John:

The origin of the six “bullets” listed below is unclear.

Are these your personal evaluations of CSP texts?

I ask because it appears to me that # 2 is simply false.
The chemical alphabet is finite.

Cheers

Jerry

> 
> On Thu 13/09/18 10:03 AM , John F Sowa s...@bestweb.net 
> <mailto:s...@bestweb.net> sent:
> 
> ____________________________________________________________________ 
> 
> Summary of what Peirce wrote or implied in his 1903 classification 
> as supplemented by the references cited above: 
> 
> 1. There are two sciences that do not depend on any other science 
> for their subject matter: mathematics and phenomenology. 
> 
> 2. Mathematics, formal and informal, contains all possible theories 
> that can be stated with a finite alphabet in any language, 
> natural or artificial.

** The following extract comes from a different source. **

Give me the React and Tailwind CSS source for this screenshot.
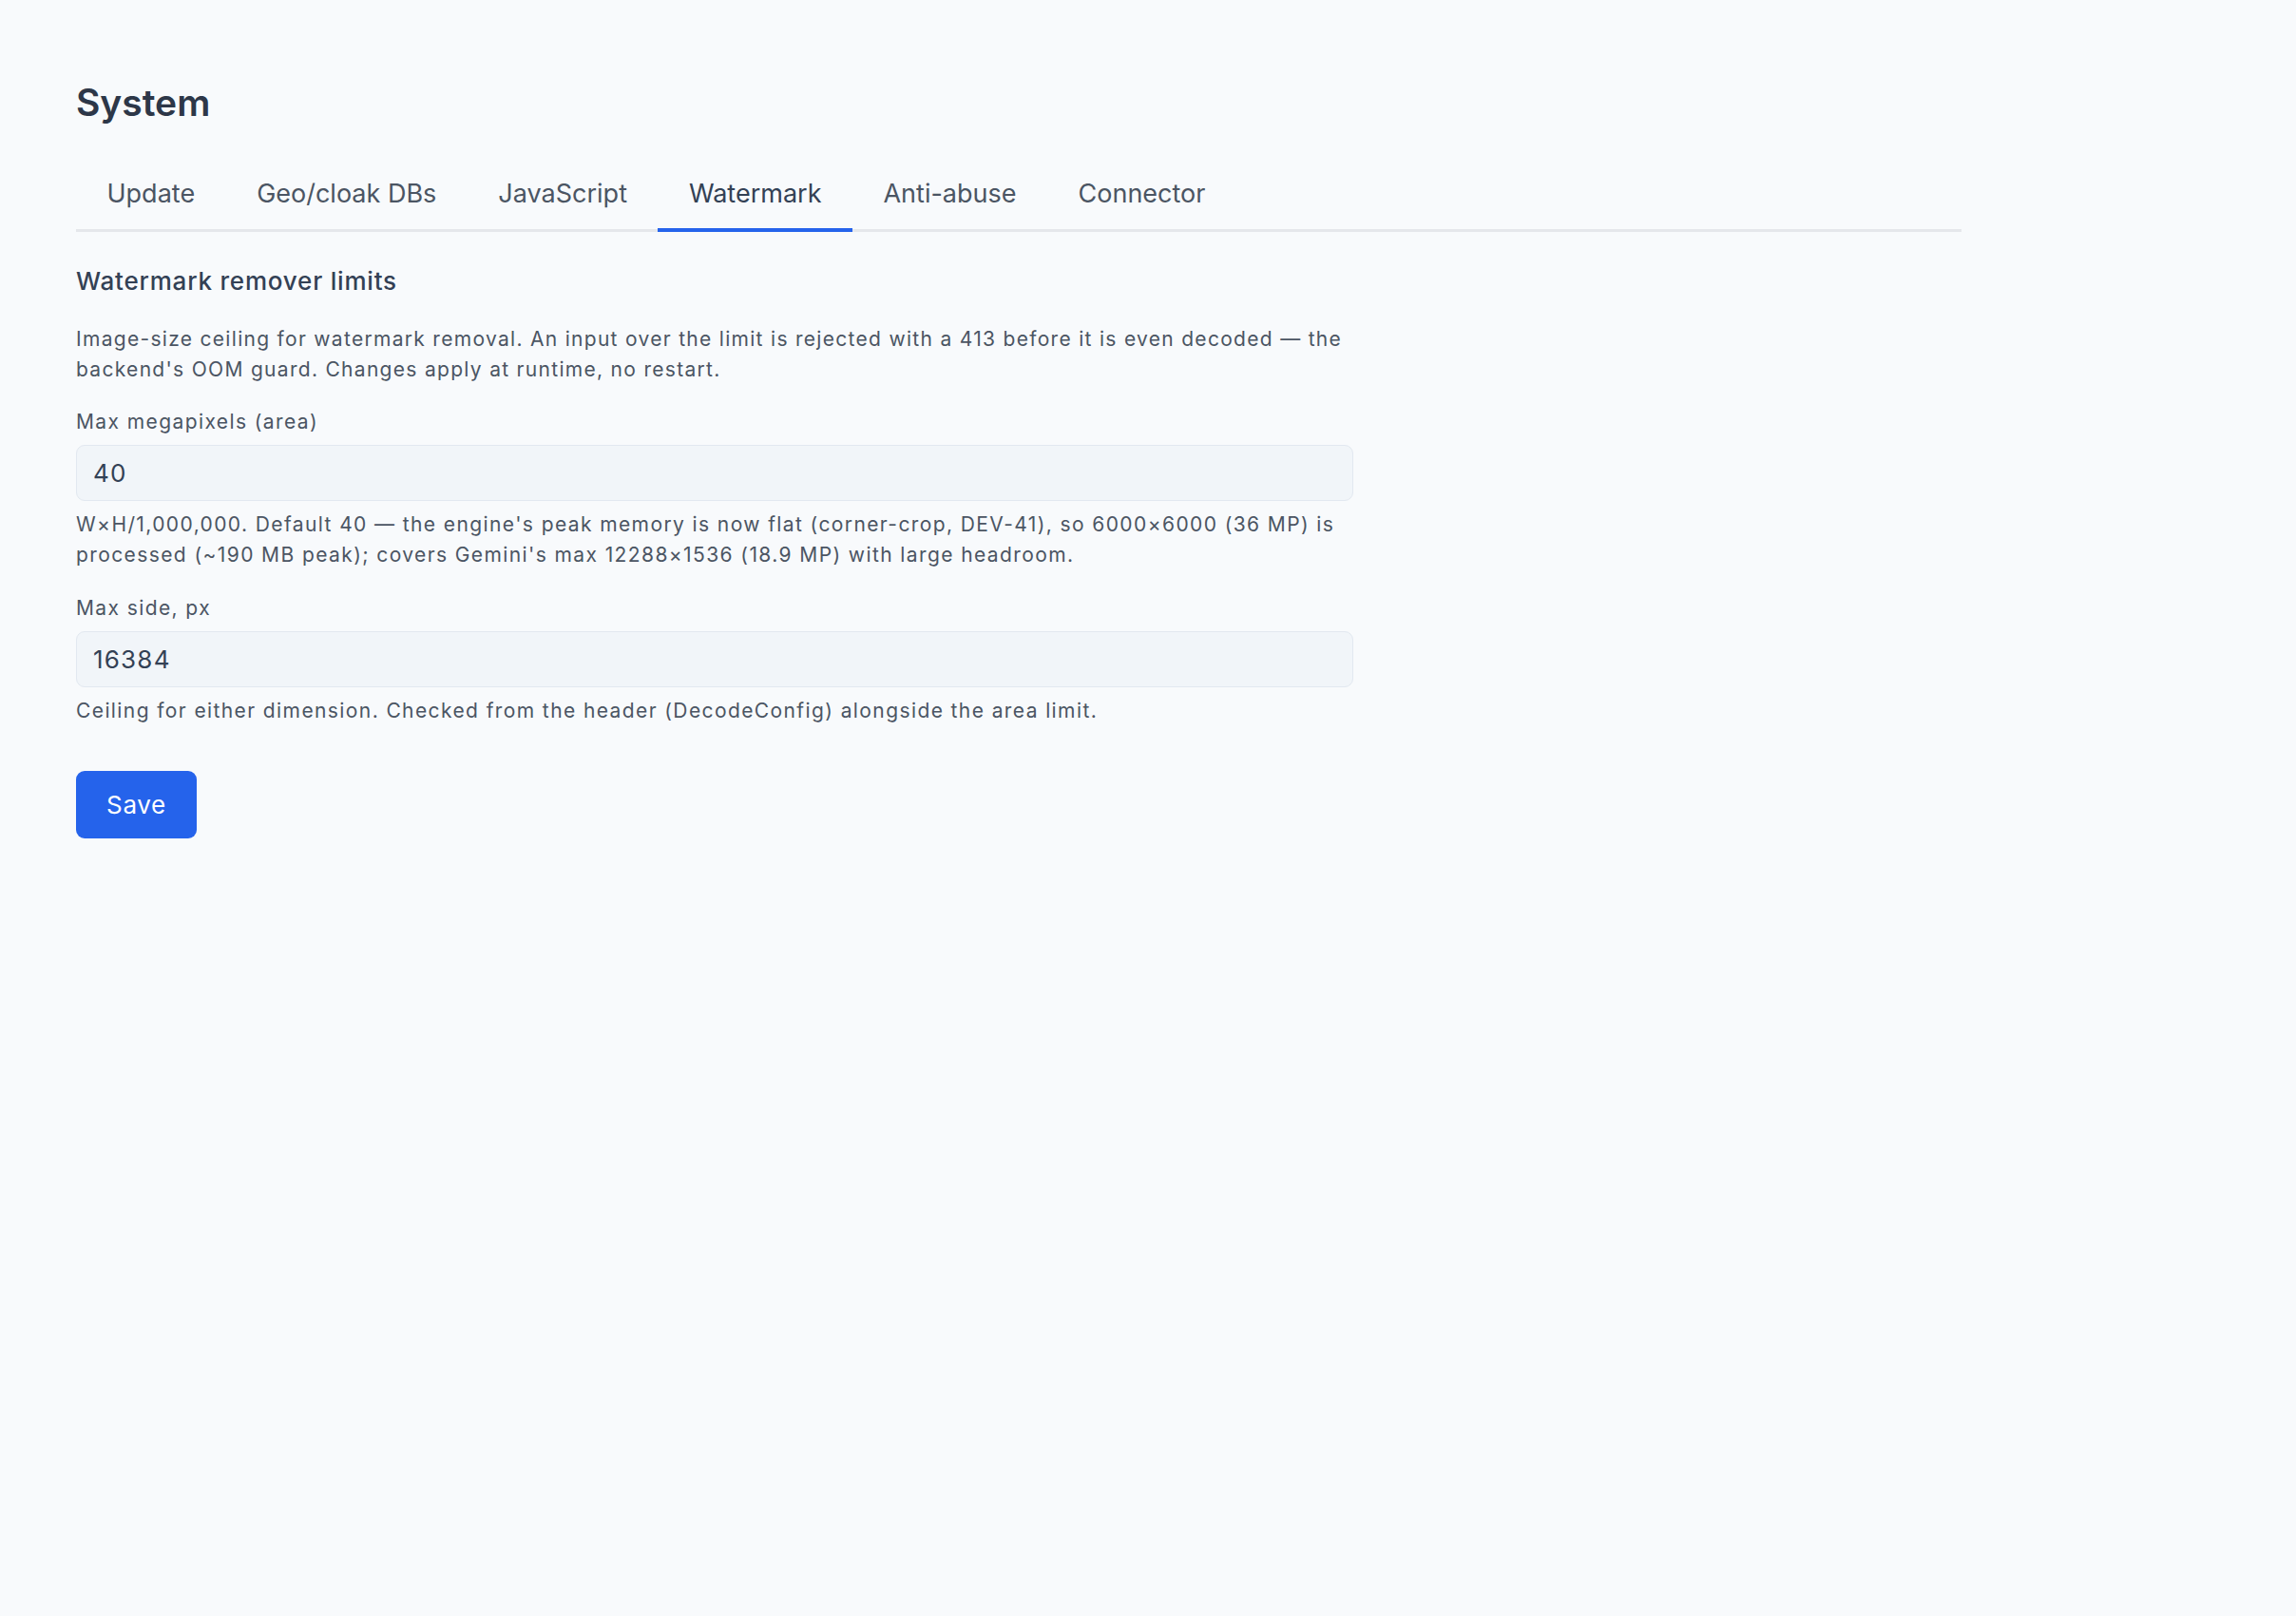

But before those theories are applied 
> to anything actual, the subject matter is hypothetical. Theorems 
> are necessary conclusions about the assumed possibilities. 
> 
> 3. Phenomenology is the subject that studies anything "present to 
> the mind" in any way from any source (internal to the body or 
> external through the senses). Its subject matter is any and 
> every sign that may appear in the phaneron. 
> 
> 4. Peirce said that every science depends on mathematics. Pure 
> mathematics contains all possible hypotheses -- formal or informal 
> -- before they have been applied to anything. Every theory of any 
> subject whatever is an application of mathematics. 
> 
> 5. When a pure theory is applied to something actual, indexes in 
> the theory (e.g., variables) are linked to actual entities. Its 
> theorems are claims that certain statements about those entities 
> are necessarily true. The reliability of those claims depends 
> on testing by methodeutic. 
> 
> 6. Every theory of logic or semiotic, before it is applied, is 
> a version of pure mathematics. The theories of phenomenology 
> are applied semiotic. Logic as a normative science is, as 
> Peirce said, "a partial and narrow" view.